# Short problem:
State how many lines in these records contain the word "table", and nothing else.

** START Task input **

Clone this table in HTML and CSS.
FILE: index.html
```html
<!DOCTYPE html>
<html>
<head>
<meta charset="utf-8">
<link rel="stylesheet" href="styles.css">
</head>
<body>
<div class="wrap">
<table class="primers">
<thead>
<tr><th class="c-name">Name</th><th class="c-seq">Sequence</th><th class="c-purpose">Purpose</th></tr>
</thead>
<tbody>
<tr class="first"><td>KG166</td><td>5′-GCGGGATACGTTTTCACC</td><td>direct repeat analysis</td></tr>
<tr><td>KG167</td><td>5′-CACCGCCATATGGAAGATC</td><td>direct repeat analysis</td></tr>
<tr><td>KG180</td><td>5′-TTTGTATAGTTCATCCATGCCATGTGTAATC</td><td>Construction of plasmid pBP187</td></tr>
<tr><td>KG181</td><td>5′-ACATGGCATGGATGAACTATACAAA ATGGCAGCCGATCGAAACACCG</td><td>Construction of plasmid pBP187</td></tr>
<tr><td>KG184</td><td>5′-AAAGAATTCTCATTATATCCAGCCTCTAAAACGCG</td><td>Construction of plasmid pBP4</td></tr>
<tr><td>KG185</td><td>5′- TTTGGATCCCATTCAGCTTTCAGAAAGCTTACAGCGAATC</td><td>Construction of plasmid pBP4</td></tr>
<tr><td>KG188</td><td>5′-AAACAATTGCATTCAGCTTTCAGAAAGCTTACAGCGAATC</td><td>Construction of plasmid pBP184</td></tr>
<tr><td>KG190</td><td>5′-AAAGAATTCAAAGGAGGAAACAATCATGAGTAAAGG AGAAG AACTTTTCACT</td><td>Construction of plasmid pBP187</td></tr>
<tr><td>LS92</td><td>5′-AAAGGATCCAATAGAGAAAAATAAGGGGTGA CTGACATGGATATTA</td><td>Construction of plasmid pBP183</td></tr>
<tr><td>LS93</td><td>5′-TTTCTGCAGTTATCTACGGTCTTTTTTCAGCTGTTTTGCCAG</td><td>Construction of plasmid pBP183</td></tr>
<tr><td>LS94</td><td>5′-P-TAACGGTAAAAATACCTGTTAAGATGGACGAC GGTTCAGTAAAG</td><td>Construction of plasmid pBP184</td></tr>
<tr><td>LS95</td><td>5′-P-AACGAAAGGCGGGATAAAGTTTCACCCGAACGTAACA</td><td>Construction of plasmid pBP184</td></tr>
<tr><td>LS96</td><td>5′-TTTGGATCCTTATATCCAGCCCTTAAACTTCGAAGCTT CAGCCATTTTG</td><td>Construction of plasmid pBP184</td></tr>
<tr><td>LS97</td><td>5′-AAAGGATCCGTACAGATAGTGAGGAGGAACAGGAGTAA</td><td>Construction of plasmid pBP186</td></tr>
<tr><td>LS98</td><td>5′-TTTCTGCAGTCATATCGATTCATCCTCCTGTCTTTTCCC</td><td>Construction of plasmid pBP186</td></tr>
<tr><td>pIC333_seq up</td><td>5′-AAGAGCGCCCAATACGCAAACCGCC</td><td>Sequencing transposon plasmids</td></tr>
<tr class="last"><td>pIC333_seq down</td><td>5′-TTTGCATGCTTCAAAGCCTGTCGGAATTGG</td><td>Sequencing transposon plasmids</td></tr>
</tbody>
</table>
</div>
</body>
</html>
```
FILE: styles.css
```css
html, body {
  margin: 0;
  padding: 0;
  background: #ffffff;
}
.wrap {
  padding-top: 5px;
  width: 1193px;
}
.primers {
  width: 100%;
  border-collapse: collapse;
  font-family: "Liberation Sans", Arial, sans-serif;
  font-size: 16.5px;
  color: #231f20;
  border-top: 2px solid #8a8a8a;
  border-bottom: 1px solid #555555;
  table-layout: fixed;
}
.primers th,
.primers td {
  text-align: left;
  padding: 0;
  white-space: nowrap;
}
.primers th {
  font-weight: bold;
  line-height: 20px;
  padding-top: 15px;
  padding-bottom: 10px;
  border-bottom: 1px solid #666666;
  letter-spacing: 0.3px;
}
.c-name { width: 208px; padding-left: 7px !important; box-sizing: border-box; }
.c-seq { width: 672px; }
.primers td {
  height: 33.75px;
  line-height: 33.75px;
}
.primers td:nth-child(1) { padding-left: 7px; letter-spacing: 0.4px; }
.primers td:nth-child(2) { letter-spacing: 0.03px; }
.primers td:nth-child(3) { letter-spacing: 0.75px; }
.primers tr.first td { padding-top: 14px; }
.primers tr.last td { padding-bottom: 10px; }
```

** END Task input **
** START Task input **

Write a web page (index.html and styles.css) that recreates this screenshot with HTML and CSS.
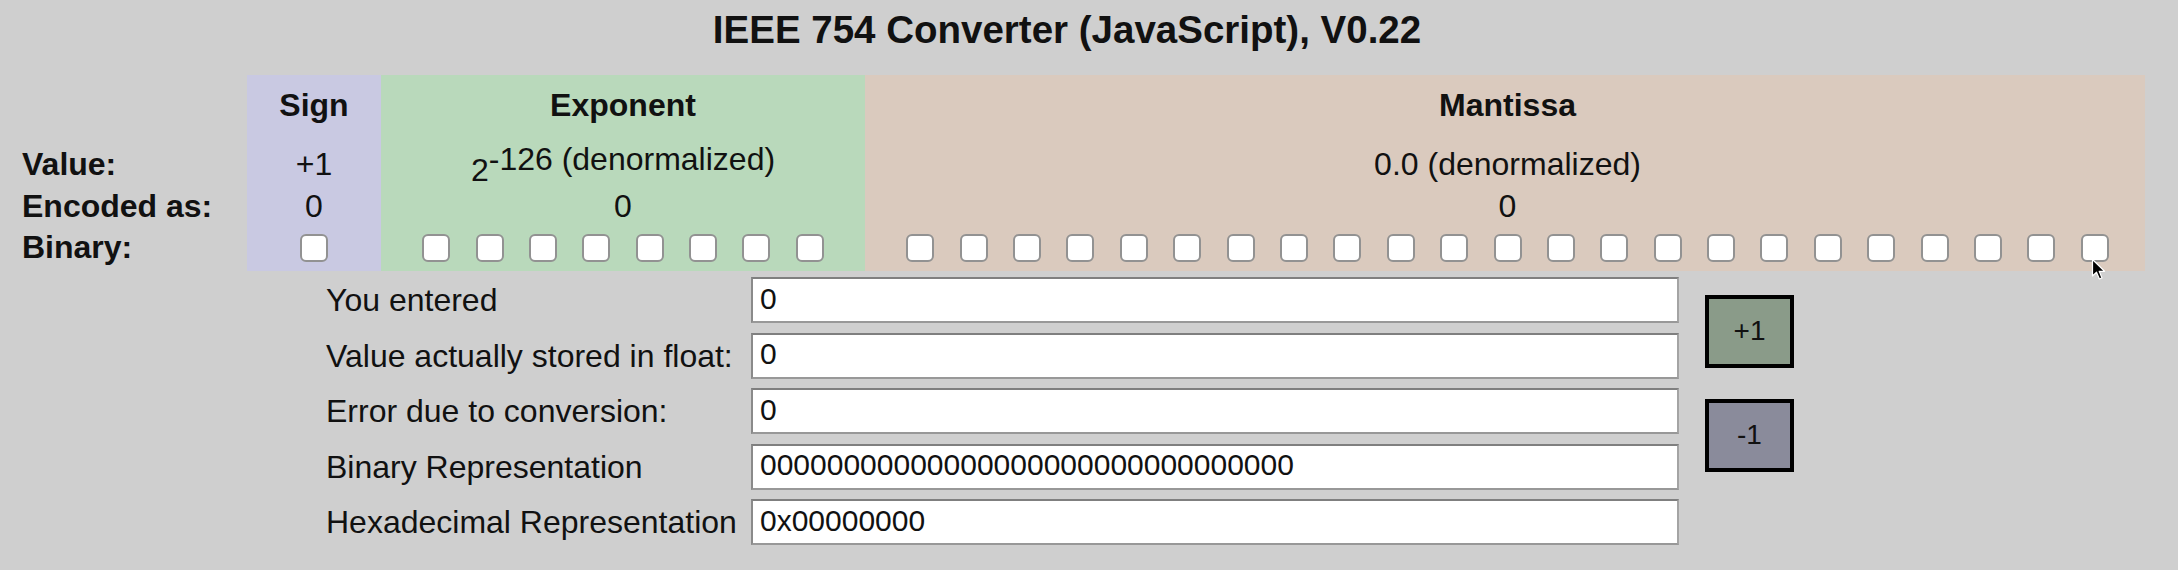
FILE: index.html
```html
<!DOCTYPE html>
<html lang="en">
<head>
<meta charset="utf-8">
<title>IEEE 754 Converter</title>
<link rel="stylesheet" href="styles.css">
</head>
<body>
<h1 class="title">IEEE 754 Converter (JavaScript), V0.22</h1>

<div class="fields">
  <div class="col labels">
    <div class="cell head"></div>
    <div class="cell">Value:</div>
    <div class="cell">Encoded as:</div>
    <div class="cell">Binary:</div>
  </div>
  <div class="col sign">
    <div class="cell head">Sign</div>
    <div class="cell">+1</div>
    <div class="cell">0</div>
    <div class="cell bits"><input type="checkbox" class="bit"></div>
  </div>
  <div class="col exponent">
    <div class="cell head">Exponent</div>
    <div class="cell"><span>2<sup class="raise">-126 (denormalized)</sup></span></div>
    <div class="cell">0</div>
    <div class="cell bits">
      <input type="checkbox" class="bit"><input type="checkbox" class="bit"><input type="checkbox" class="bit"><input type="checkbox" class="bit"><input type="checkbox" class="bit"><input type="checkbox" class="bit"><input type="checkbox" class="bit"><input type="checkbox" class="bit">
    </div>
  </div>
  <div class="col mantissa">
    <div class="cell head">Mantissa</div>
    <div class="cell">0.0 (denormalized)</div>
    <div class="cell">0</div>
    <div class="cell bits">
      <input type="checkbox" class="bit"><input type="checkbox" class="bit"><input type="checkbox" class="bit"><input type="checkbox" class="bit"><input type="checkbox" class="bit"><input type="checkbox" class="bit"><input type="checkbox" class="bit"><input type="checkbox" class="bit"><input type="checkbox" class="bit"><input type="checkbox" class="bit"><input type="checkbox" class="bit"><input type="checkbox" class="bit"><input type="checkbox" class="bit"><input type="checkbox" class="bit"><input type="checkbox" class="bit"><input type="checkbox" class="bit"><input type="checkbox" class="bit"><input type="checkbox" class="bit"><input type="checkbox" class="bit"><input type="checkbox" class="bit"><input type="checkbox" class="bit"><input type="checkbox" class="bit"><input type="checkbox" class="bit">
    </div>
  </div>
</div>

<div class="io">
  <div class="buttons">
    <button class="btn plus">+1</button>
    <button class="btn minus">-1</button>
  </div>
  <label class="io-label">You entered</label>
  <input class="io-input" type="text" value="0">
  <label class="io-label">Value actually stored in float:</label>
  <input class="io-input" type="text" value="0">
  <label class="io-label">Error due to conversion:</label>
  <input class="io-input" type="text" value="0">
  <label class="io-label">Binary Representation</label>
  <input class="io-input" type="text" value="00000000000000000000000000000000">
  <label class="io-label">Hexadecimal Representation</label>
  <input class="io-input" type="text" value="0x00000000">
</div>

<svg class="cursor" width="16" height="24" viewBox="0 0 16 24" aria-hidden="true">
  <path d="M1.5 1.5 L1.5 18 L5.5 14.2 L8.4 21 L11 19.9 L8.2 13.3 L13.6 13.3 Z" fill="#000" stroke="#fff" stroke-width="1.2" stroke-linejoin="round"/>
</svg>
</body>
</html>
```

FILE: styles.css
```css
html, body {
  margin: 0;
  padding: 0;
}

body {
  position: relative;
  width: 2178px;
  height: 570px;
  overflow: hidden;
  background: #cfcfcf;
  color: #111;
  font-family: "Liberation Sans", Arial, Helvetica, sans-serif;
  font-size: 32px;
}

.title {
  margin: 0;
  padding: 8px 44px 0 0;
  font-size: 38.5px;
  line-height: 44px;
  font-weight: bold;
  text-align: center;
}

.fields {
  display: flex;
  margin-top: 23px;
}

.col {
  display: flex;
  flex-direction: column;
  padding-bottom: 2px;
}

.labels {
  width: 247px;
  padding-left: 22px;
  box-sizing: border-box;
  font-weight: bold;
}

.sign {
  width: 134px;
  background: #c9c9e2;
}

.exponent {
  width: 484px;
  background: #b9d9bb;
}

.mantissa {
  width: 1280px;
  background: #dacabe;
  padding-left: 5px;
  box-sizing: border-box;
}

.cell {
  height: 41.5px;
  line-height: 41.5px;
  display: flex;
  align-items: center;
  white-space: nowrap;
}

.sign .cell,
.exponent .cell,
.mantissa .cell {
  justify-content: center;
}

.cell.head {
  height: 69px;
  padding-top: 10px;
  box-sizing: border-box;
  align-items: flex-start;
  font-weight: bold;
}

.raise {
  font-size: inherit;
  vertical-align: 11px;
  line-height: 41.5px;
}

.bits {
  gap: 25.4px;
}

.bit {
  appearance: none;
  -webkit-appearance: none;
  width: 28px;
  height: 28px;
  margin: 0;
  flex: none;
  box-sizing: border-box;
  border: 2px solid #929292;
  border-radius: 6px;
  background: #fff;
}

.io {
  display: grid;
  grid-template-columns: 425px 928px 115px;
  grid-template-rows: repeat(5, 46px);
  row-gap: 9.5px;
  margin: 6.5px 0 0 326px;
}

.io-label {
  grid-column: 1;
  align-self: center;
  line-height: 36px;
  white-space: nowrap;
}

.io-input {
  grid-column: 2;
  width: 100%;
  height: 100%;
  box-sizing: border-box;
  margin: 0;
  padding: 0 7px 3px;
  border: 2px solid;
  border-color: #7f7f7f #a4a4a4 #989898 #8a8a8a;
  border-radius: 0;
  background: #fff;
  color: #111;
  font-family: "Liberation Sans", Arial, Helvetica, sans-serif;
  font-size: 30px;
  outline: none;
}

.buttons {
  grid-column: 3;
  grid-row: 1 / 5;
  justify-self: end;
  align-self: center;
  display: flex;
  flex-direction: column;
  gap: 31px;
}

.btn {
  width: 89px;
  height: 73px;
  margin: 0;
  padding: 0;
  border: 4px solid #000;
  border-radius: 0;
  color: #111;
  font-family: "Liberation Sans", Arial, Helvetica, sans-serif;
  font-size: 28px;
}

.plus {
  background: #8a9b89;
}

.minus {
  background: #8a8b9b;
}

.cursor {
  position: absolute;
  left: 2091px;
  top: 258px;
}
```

** END Task input **
** START Task input **

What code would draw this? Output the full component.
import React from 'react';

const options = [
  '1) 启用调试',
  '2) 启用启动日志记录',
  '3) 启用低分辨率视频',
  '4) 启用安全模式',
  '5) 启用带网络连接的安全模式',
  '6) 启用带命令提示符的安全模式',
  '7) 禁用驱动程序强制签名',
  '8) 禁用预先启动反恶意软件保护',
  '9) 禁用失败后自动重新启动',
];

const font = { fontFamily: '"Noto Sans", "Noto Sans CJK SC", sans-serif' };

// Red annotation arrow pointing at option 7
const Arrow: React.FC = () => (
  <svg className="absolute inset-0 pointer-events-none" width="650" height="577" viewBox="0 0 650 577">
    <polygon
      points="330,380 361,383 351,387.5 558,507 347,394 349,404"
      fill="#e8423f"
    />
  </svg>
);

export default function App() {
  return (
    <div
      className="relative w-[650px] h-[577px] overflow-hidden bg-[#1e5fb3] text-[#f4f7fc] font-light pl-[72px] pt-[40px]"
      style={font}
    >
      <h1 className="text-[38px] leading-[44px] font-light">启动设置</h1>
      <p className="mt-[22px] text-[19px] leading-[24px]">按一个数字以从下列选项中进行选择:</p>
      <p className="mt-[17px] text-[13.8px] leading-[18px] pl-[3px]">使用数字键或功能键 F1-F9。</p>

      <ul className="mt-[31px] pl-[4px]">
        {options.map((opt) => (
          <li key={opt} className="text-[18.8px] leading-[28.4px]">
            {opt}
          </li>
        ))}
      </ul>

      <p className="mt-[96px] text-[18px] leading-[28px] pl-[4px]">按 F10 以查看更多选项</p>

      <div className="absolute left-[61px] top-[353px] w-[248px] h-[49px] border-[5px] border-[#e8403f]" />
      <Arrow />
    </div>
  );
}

** END Task input **

# Completed task:
4